Shelton: I’ve been saying my movies are Westerns for years! Bull Durham is a Western; Crash Davis is a gunfighter who has no past, he may not have a future, it’s all about the present. He’s a hired gun who’s really good at what he does, and maybe he’s a little out of his time.

Filmmaker: Let’s talk about the editing in your films. It seems to me that one of your most important collaborators over the years has been Paul Seydor, who I knew as a film scholar from his book on Peckinpah. How did you guys first hook up, and what is it about his sensibility that meshes so well with you and the way you work?

Shelton: I had a fabulous editor on Bull Durham and Blaze, Bob Leighton. He’s the guy who took five hundred thousand feet of “What the hell’s going on?” and turned it into the great movie that is Spinal Tap. He was unavailable for White Men Can’t Jump because he was appropriately loyal to Rob Reiner, who had given him his start, and I suddenly needed an editor. Bob recommended several people, all of whom turned me down. I was kind of shocked and kind of pissed, but in those days you could still go to a studio and say, “I want to bring somebody in who you’ve never heard of.” You can’t do that now. I knew Paul through Roger Spottiswoode, to whom I owe everything. They were friends because of Roger’s connection to Peckinpah [Spottiswoode edited Straw Dogs and Pat Garrett and Billy the Kid], and I met Paul when he was teaching at USC; I attended one of his lectures around the time we were making The Pursuit of D.B. Cooper.

Filmmaker: What was your involvement in D.B. Cooper?

Shelton: Joel Silver was just starting out, and he was Jon Peters and Peter Guber’s physical production guy at their production company, I can’t remember the name of it. They had shot this movie Pursuit with Treat Williams and Robert Duvall and it had gone really badly. They fired Robert Mulligan, a very good director, because he took seven days to shoot a whitewater rapids chase – which, by the way, was the only good thing in the movie – and brought in another director who couldn’t figure out what to do with it. Meanwhile, Williams and Duvall were getting into fisticuffs…it was a mess. They shut it down and had to try to figure out how to make the movie releasable. Joel Silver had been partners with Larry Gordon on Walter Hill’s first movie, Hard Times, and they remembered Roger as a brilliant editor who could fix anything. By this time Roger had directed Terror Train, a gorgeous horror movie that he pulled off with no money. Joel went to Roger with the Pursuit footage, and Roger said he needed to shoot new scenes to pull everything together. They agreed to pay for a million bucks’ worth of new material, and Roger said, “Get Ron Shelton,” because he had discovered my script Antelope Valley. We never got that made, but Roger was trying to help me get off the ground as a writer and he got me a job doing the rewrites for what became The Pursuit of D.B. Cooper. What I did was take the existing footage, and if a character walked through a door they would end up on the other side in a whole new sequence that I wrote. I wrote thirty or forty pages that we shot in a week in Tucson, and then I was there on the set with Roger, who trusted me enough to bring me on Under Fire as both a writer and a second unit director.

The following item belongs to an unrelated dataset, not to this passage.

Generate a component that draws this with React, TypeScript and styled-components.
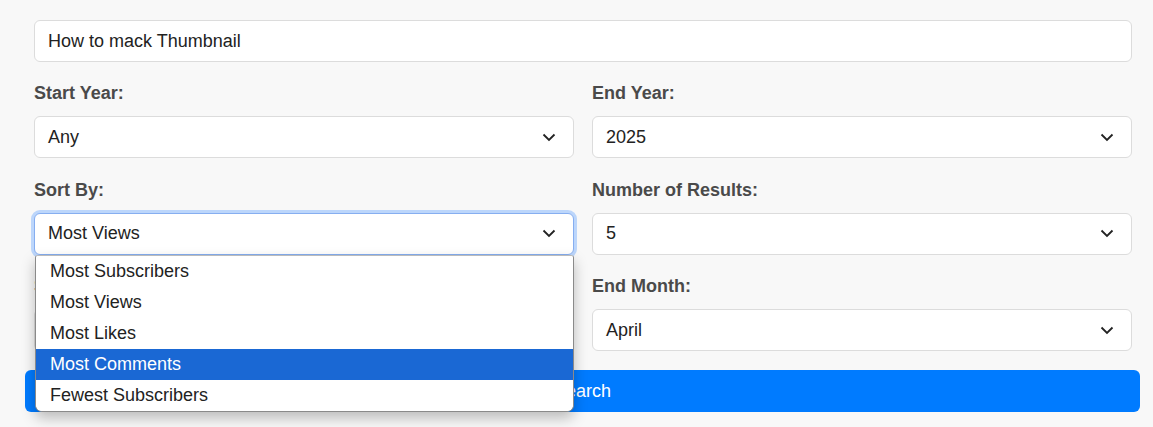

Filmmaker: And that brings us back to Paul Seydor, because he was an assistant on Under Fire, right?

Shelton: When we got Under Fire off the ground, Paul made the bizarre and heroic decision to give up his teaching position in literature and film to start as an apprentice in the editing room. I got to know him a little bit on that film and we stayed in touch over the years, and along the way he worked his way up to have a few credits. So I told the studio I wanted him to cut White Men Can’t Jump and they said great. Answering your original question about what Paul brings to the table…I try to overload a script and still be economical – it’s sort of a contradiction. Paul will try to carry as much of the original idea to the finish line as he can. It’s like you have a hot air balloon and you load up the basket, but for the movie to take off you have to get rid of things that may have been important to you. Paul will fight to have it both ways – to make as much of what you started with work without compromising the overall narrative. I’m a “have it both ways” guy too, so once I realized that about Paul it was the beginning of a lifelong collaboration. He’s also fast – he can give you five versions of a scene just minutes after he’s started cutting it.

Filmmaker: Your films tend to be behavior driven rather than plot driven, and I’m wondering if that makes things more challenging in the editing since things don’t have to happen in the order they’re written the way that need to in a more conventional movie.

Shelton: You can’t just move stuff around willy-nilly, especially because I try to layer my scripts and pay a lot of attention to flow and rhythm. But there have been times when we’ve found a better way of doing things in the editing room. For example, Paul moved the Don Johnson arrival scene in Tin Cup up ten minutes, because Don Johnson is the complicating factor. It was taking too long for the movie to shift gears, and Paul had an idea for how to fix it that recharged the movie’s energy just as it was starting to lag. On White Men Can’t Jump we had a problem where the movie just wasn’t working in the middle and we knew it. The problem was getting Rosie Perez on Jeopardy!; I had an overly complicated way to do it that came out of needing to get Merv Griffin to sign off on how we were using the show. It was killing us in the screenings, so three weeks before delivery date I asked Fox give me two days of reshoots and I wrote a half-page that didn’t really make sense but worked as movie magic. It worked beautifully, but I couldn’t have seen it earlier in the process.